У него было сознание идеолога своего поколения. Правда, он не умел сформулировать этой идеологии, но ведь в его задачу и не входило произнесение речей, он создавал образы, которые поколение хотело видеть на экране. «Пепел и алмаз» предоставил ему эту возможность, кажется, в самой полной степени. Цибульский пришел в этот фильм готовым к нему. Семь утра, в 8.15 должны начаться съемки, а я вижу, как он себе идет одетый в точности так же, как был одет, когда приехал во Вроцлав[42]. Те же теннисные тапочки, которые тогда все носили, узкие джинсы, зеленая куртка. Конечно, я мог с ним спорить, бороться, но я знал, что он, вероятно, понимает это поколение лучше меня.
В первый день съемок Збышек прислонился к открытой двери и начал покачиваться из стороны в сторону, перенося центр тяжести с одной ноги на другую. Он делал это бессознательно. После долгой паузы вдруг сказал: «Знаешь, а я правда хорошо себя чувствую!» Я отметил про себя это его настроение. В том полубессознательном покачивании я увидел сущностную черту образа, которую он потом развил во всем фильме. Он восхитил меня, я понял, что он хотел мне сказать, и потом долго холодел при мысли, что бы могло произойти, если бы я начал его «режиссировать», если бы не понял верно это его признание. Как улитка, он замкнулся бы в своей скорлупе, оставив меня пережевывать мое представление о Мацеке Хелмицком.

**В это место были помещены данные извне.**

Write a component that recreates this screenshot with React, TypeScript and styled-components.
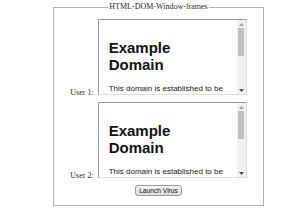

Збышек имел редкостное чувство ответственности за то, что говорил другим, и вообще за себя самого. Однажды мы с ним выступали в клубе «Жак» в Гданьске. Встреча завершилась около полуночи, мы поспешили на ночной поезд в Варшаву. Где-то за Тшевом Збышек вдруг заявляет: «Я выхожу. Мне нужно вернуться. Я плохо, неточно отвечал на вопросы»… — «Но там уже никого нет!» Мои слова его не успокоили. Правда, он вернулся со мною в Варшаву, но на следующий день вечером опять поехал в Гданьск. Большинство участников встречи в «Жаке» училось в Медицинской академии. Збышек пошел в общежитие, велел всем собраться и стал отвечать на те вопросы, к которым, как ему казалось, накануне он отнесся недостаточно серьезно.
Он чувствовал также гигантскую ответственность за то, как играет, это не зависело от того, лучше или хуже он делал это в тот день. Я помню сцену, которая в театральной жизни не имеет прецедентов. Збышек играл в моем спектакле «Шляпа, полная дождя». Он приехал с этим представлением в Краков, город, в котором ходил в театральную школу, вышел на подмостки Театра Словацкого, помня о том, что здесь творили величайшие польские артисты. Начал роль… и через три-четыре минуты прервал игру, подошел к рампе и произнес следующее: «Прошу прощения, я сбился, сейчас начну сначала». Он поступил так потому, что отлично знал: ложное движение, фальшивая интонация в начале спектакля приведут к неточной интерпретации образа.